• Given data:
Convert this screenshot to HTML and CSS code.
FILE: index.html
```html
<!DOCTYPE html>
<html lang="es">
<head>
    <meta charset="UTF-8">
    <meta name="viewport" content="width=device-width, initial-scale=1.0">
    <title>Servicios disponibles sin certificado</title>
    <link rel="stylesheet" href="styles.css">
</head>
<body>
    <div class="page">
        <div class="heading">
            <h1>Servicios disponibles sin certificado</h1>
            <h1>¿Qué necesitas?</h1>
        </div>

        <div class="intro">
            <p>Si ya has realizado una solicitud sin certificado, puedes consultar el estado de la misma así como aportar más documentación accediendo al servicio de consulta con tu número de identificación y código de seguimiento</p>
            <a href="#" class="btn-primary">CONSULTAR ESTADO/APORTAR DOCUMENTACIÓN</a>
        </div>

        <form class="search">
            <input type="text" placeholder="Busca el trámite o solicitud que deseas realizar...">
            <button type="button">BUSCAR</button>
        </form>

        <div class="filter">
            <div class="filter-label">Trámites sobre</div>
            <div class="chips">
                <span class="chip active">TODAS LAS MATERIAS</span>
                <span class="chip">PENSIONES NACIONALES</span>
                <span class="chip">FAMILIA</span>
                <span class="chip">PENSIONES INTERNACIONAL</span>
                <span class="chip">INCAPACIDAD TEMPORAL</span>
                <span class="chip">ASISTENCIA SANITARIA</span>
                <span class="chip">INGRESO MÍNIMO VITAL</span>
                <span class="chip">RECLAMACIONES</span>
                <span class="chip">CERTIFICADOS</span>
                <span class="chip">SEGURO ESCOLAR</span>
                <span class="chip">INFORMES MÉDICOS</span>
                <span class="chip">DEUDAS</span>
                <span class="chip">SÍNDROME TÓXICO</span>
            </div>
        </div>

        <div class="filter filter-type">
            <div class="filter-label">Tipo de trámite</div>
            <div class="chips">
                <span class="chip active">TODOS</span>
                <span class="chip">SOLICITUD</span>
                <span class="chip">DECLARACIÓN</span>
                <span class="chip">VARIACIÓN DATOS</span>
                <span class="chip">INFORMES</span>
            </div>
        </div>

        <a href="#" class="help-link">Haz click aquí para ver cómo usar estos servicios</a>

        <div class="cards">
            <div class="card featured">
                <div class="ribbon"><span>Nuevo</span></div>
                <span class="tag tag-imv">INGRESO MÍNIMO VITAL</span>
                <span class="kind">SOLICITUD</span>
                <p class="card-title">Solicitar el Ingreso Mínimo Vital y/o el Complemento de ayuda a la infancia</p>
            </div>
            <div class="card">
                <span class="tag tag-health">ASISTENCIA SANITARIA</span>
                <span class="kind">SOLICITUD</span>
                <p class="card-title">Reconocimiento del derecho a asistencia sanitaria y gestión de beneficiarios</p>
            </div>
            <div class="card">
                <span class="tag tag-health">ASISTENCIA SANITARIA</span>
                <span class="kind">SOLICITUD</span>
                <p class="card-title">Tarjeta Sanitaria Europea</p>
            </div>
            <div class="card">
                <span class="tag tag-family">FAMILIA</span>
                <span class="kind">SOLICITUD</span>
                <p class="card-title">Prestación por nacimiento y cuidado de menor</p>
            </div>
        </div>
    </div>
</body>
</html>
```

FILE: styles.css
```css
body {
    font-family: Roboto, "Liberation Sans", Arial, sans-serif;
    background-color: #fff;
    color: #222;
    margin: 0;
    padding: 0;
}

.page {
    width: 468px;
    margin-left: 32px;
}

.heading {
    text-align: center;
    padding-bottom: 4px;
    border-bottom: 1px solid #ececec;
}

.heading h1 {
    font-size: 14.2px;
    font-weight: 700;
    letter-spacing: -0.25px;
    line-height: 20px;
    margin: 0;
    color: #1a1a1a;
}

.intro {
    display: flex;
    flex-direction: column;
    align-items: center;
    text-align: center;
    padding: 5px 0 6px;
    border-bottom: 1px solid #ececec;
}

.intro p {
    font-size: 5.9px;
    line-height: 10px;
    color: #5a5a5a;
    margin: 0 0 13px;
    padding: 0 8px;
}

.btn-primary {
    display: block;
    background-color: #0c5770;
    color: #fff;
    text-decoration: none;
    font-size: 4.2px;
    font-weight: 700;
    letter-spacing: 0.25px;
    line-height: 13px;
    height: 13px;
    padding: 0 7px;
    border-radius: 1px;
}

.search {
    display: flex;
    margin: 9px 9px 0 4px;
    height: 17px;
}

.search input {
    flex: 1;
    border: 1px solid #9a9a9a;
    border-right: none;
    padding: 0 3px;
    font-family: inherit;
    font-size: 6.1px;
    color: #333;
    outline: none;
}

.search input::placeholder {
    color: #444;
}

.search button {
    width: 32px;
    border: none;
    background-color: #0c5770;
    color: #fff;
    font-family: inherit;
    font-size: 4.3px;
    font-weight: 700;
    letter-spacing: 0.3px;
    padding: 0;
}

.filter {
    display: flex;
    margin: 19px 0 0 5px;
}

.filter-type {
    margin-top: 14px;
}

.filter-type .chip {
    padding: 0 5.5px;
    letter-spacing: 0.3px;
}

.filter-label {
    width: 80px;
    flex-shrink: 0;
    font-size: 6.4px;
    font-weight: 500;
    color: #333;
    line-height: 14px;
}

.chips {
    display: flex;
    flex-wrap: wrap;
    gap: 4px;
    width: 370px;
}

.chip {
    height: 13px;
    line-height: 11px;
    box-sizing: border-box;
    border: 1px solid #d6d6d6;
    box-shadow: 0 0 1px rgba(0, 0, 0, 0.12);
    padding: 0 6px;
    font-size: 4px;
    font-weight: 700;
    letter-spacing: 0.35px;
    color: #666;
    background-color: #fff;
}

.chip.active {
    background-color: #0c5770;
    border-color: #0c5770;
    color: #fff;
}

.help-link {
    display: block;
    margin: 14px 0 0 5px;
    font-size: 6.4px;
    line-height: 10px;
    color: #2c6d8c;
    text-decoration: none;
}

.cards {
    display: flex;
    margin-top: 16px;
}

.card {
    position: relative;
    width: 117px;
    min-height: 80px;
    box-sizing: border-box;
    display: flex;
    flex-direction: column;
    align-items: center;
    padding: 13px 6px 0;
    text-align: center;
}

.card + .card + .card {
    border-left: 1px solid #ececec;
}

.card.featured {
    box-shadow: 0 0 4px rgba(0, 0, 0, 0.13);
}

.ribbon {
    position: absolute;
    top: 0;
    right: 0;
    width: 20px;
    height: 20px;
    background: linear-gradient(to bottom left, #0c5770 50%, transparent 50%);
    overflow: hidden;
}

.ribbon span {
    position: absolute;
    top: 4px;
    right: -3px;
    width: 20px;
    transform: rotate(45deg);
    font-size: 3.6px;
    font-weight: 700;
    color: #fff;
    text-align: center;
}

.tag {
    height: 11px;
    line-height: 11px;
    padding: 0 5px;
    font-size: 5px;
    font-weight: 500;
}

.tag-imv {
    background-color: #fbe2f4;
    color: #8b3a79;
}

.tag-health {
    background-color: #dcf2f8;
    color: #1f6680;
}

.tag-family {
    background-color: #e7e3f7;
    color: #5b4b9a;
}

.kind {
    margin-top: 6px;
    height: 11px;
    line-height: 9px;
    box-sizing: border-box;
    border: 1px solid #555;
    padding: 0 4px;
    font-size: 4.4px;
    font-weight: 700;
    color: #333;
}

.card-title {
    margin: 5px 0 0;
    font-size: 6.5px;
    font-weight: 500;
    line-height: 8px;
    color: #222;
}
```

• Stated exercise:
From the first line to the last, please quote the material above exactly.

• Complete answer:
Convert this screenshot to HTML and CSS code.
FILE: index.html
```html
<!DOCTYPE html>
<html lang="es">
<head>
    <meta charset="UTF-8">
    <meta name="viewport" content="width=device-width, initial-scale=1.0">
    <title>Servicios disponibles sin certificado</title>
    <link rel="stylesheet" href="styles.css">
</head>
<body>
    <div class="page">
        <div class="heading">
            <h1>Servicios disponibles sin certificado</h1>
            <h1>¿Qué necesitas?</h1>
        </div>

        <div class="intro">
            <p>Si ya has realizado una solicitud sin certificado, puedes consultar el estado de la misma así como aportar más documentación accediendo al servicio de consulta con tu número de identificación y código de seguimiento</p>
            <a href="#" class="btn-primary">CONSULTAR ESTADO/APORTAR DOCUMENTACIÓN</a>
        </div>

        <form class="search">
            <input type="text" placeholder="Busca el trámite o solicitud que deseas realizar...">
            <button type="button">BUSCAR</button>
        </form>

        <div class="filter">
            <div class="filter-label">Trámites sobre</div>
            <div class="chips">
                <span class="chip active">TODAS LAS MATERIAS</span>
                <span class="chip">PENSIONES NACIONALES</span>
                <span class="chip">FAMILIA</span>
                <span class="chip">PENSIONES INTERNACIONAL</span>
                <span class="chip">INCAPACIDAD TEMPORAL</span>
                <span class="chip">ASISTENCIA SANITARIA</span>
                <span class="chip">INGRESO MÍNIMO VITAL</span>
                <span class="chip">RECLAMACIONES</span>
                <span class="chip">CERTIFICADOS</span>
                <span class="chip">SEGURO ESCOLAR</span>
                <span class="chip">INFORMES MÉDICOS</span>
                <span class="chip">DEUDAS</span>
                <span class="chip">SÍNDROME TÓXICO</span>
            </div>
        </div>

        <div class="filter filter-type">
            <div class="filter-label">Tipo de trámite</div>
            <div class="chips">
                <span class="chip active">TODOS</span>
                <span class="chip">SOLICITUD</span>
                <span class="chip">DECLARACIÓN</span>
                <span class="chip">VARIACIÓN DATOS</span>
                <span class="chip">INFORMES</span>
            </div>
        </div>

        <a href="#" class="help-link">Haz click aquí para ver cómo usar estos servicios</a>

        <div class="cards">
            <div class="card featured">
                <div class="ribbon"><span>Nuevo</span></div>
                <span class="tag tag-imv">INGRESO MÍNIMO VITAL</span>
                <span class="kind">SOLICITUD</span>
                <p class="card-title">Solicitar el Ingreso Mínimo Vital y/o el Complemento de ayuda a la infancia</p>
            </div>
            <div class="card">
                <span class="tag tag-health">ASISTENCIA SANITARIA</span>
                <span class="kind">SOLICITUD</span>
                <p class="card-title">Reconocimiento del derecho a asistencia sanitaria y gestión de beneficiarios</p>
            </div>
            <div class="card">
                <span class="tag tag-health">ASISTENCIA SANITARIA</span>
                <span class="kind">SOLICITUD</span>
                <p class="card-title">Tarjeta Sanitaria Europea</p>
            </div>
            <div class="card">
                <span class="tag tag-family">FAMILIA</span>
                <span class="kind">SOLICITUD</span>
                <p class="card-title">Prestación por nacimiento y cuidado de menor</p>
            </div>
        </div>
    </div>
</body>
</html>
```

FILE: styles.css
```css
body {
    font-family: Roboto, "Liberation Sans", Arial, sans-serif;
    background-color: #fff;
    color: #222;
    margin: 0;
    padding: 0;
}

.page {
    width: 468px;
    margin-left: 32px;
}

.heading {
    text-align: center;
    padding-bottom: 4px;
    border-bottom: 1px solid #ececec;
}

.heading h1 {
    font-size: 14.2px;
    font-weight: 700;
    letter-spacing: -0.25px;
    line-height: 20px;
    margin: 0;
    color: #1a1a1a;
}

.intro {
    display: flex;
    flex-direction: column;
    align-items: center;
    text-align: center;
    padding: 5px 0 6px;
    border-bottom: 1px solid #ececec;
}

.intro p {
    font-size: 5.9px;
    line-height: 10px;
    color: #5a5a5a;
    margin: 0 0 13px;
    padding: 0 8px;
}

.btn-primary {
    display: block;
    background-color: #0c5770;
    color: #fff;
    text-decoration: none;
    font-size: 4.2px;
    font-weight: 700;
    letter-spacing: 0.25px;
    line-height: 13px;
    height: 13px;
    padding: 0 7px;
    border-radius: 1px;
}

.search {
    display: flex;
    margin: 9px 9px 0 4px;
    height: 17px;
}

.search input {
    flex: 1;
    border: 1px solid #9a9a9a;
    border-right: none;
    padding: 0 3px;
    font-family: inherit;
    font-size: 6.1px;
    color: #333;
    outline: none;
}

.search input::placeholder {
    color: #444;
}

.search button {
    width: 32px;
    border: none;
    background-color: #0c5770;
    color: #fff;
    font-family: inherit;
    font-size: 4.3px;
    font-weight: 700;
    letter-spacing: 0.3px;
    padding: 0;
}

.filter {
    display: flex;
    margin: 19px 0 0 5px;
}

.filter-type {
    margin-top: 14px;
}

.filter-type .chip {
    padding: 0 5.5px;
    letter-spacing: 0.3px;
}

.filter-label {
    width: 80px;
    flex-shrink: 0;
    font-size: 6.4px;
    font-weight: 500;
    color: #333;
    line-height: 14px;
}

.chips {
    display: flex;
    flex-wrap: wrap;
    gap: 4px;
    width: 370px;
}

.chip {
    height: 13px;
    line-height: 11px;
    box-sizing: border-box;
    border: 1px solid #d6d6d6;
    box-shadow: 0 0 1px rgba(0, 0, 0, 0.12);
    padding: 0 6px;
    font-size: 4px;
    font-weight: 700;
    letter-spacing: 0.35px;
    color: #666;
    background-color: #fff;
}

.chip.active {
    background-color: #0c5770;
    border-color: #0c5770;
    color: #fff;
}

.help-link {
    display: block;
    margin: 14px 0 0 5px;
    font-size: 6.4px;
    line-height: 10px;
    color: #2c6d8c;
    text-decoration: none;
}

.cards {
    display: flex;
    margin-top: 16px;
}

.card {
    position: relative;
    width: 117px;
    min-height: 80px;
    box-sizing: border-box;
    display: flex;
    flex-direction: column;
    align-items: center;
    padding: 13px 6px 0;
    text-align: center;
}

.card + .card + .card {
    border-left: 1px solid #ececec;
}

.card.featured {
    box-shadow: 0 0 4px rgba(0, 0, 0, 0.13);
}

.ribbon {
    position: absolute;
    top: 0;
    right: 0;
    width: 20px;
    height: 20px;
    background: linear-gradient(to bottom left, #0c5770 50%, transparent 50%);
    overflow: hidden;
}

.ribbon span {
    position: absolute;
    top: 4px;
    right: -3px;
    width: 20px;
    transform: rotate(45deg);
    font-size: 3.6px;
    font-weight: 700;
    color: #fff;
    text-align: center;
}

.tag {
    height: 11px;
    line-height: 11px;
    padding: 0 5px;
    font-size: 5px;
    font-weight: 500;
}

.tag-imv {
    background-color: #fbe2f4;
    color: #8b3a79;
}

.tag-health {
    background-color: #dcf2f8;
    color: #1f6680;
}

.tag-family {
    background-color: #e7e3f7;
    color: #5b4b9a;
}

.kind {
    margin-top: 6px;
    height: 11px;
    line-height: 9px;
    box-sizing: border-box;
    border: 1px solid #555;
    padding: 0 4px;
    font-size: 4.4px;
    font-weight: 700;
    color: #333;
}

.card-title {
    margin: 5px 0 0;
    font-size: 6.5px;
    font-weight: 500;
    line-height: 8px;
    color: #222;
}
```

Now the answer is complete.